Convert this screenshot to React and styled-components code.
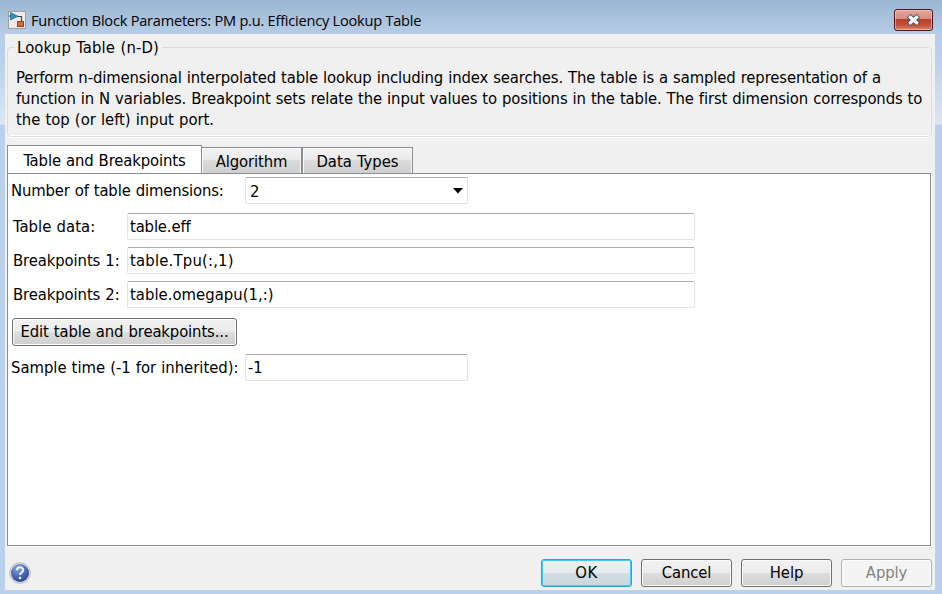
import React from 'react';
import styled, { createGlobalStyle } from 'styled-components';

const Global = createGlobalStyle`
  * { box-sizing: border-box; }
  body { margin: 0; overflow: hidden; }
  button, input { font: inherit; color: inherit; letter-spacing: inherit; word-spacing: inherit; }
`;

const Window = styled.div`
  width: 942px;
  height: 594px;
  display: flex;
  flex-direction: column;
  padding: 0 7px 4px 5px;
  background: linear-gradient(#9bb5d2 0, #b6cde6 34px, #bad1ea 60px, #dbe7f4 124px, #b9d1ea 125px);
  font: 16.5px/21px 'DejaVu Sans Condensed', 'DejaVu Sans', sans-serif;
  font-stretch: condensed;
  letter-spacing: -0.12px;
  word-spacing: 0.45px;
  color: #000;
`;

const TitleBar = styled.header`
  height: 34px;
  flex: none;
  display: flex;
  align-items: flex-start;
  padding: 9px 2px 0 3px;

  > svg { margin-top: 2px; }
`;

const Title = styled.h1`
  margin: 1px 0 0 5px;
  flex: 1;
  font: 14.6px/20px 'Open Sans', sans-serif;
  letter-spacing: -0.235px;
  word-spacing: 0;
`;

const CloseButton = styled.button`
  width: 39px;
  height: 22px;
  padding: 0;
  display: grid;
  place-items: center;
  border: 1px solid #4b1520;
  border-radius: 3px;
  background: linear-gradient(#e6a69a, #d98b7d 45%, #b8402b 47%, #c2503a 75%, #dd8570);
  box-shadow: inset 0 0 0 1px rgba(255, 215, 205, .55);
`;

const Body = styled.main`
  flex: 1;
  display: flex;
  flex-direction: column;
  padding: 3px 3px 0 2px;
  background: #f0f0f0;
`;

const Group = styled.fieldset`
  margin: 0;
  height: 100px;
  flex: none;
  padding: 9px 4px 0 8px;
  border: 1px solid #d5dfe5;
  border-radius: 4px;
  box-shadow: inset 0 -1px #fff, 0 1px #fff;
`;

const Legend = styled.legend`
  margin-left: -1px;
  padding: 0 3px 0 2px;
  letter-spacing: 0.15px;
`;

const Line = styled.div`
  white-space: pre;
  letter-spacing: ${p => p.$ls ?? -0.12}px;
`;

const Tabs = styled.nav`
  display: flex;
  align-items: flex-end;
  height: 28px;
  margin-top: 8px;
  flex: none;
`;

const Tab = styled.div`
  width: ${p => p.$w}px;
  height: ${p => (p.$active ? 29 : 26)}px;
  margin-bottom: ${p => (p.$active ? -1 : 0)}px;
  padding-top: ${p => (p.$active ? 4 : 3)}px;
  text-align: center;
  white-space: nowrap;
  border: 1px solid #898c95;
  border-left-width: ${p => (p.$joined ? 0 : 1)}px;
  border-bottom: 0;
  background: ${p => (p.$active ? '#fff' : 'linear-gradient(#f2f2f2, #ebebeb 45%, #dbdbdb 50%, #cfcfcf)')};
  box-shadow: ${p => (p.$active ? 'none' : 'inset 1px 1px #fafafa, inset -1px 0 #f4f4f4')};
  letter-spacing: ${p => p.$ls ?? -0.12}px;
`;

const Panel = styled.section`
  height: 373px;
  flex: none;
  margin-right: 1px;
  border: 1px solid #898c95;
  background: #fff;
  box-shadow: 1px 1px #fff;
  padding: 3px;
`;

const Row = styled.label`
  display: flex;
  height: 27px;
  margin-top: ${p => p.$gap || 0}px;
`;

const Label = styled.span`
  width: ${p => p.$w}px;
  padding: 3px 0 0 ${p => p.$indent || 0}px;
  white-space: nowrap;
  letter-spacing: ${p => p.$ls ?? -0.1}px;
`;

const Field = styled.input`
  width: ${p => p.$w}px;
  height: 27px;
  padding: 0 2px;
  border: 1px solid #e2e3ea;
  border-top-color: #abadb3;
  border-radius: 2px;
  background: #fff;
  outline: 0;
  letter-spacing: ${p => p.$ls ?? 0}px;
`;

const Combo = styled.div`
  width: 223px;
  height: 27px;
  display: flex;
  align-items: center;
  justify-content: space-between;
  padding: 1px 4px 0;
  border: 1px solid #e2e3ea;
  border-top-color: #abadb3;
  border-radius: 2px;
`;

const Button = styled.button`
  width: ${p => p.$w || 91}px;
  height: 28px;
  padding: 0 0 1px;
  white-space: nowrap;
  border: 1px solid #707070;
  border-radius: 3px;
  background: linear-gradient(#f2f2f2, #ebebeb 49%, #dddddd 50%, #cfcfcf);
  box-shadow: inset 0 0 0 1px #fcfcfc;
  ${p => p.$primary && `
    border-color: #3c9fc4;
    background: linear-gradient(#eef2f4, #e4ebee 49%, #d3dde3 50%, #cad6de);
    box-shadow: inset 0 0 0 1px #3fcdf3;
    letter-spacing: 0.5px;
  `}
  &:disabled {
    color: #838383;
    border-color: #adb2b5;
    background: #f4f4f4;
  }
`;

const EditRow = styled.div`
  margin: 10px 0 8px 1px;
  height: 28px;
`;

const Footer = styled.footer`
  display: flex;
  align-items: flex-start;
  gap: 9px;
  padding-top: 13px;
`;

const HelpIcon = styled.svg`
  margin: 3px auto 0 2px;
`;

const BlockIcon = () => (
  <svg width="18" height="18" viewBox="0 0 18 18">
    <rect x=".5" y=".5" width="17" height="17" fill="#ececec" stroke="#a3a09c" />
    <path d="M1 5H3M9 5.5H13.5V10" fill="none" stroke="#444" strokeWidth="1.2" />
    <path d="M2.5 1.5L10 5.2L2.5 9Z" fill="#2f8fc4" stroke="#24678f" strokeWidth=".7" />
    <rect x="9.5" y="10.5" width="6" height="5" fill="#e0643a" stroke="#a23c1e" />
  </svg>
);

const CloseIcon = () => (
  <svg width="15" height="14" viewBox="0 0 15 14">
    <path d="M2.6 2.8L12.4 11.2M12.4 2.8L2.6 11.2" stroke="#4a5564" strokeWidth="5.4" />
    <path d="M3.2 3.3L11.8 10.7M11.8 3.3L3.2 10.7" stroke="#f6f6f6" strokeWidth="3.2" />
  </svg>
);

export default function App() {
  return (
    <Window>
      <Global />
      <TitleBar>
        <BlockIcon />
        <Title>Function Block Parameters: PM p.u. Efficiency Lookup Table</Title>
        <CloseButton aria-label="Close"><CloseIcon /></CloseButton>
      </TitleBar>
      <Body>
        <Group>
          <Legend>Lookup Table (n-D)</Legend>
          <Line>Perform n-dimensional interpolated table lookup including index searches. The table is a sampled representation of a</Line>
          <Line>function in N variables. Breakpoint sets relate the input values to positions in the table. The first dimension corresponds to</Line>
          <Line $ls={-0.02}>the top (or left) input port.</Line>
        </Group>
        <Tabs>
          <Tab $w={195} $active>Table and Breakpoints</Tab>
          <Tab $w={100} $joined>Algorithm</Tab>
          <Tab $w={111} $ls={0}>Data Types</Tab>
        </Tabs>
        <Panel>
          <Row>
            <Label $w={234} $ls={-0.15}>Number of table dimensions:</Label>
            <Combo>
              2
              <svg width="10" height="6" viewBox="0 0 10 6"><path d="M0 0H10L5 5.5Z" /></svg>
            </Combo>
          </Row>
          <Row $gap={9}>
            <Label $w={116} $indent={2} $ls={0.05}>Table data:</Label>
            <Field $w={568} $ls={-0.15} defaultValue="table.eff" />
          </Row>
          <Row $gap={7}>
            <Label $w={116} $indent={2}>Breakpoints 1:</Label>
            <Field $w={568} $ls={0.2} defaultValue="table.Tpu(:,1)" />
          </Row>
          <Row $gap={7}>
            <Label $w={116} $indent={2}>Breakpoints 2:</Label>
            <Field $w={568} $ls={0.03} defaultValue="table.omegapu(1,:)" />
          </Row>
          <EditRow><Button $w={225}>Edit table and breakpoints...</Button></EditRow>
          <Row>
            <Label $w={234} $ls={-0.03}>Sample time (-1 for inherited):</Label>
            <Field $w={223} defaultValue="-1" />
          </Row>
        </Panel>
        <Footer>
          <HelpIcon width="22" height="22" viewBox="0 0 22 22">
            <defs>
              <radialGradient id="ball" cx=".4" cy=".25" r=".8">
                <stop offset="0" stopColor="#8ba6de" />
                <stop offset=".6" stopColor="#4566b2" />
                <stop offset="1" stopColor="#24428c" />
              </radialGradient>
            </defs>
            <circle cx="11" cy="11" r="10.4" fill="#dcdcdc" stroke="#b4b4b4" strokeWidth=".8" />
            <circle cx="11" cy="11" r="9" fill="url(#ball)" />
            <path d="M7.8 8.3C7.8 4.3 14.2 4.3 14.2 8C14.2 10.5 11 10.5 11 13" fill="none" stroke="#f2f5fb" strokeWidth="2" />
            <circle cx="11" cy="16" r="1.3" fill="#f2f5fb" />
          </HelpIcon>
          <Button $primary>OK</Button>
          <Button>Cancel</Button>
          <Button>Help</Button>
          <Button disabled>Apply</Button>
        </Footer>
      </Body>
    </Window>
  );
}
—————
[YOUR OBJECTIVE]
Write out every line of the listing that holds the word "components".

[RESPONSE]
Convert this screenshot to React and styled-components code.
import styled, { createGlobalStyle } from 'styled-components';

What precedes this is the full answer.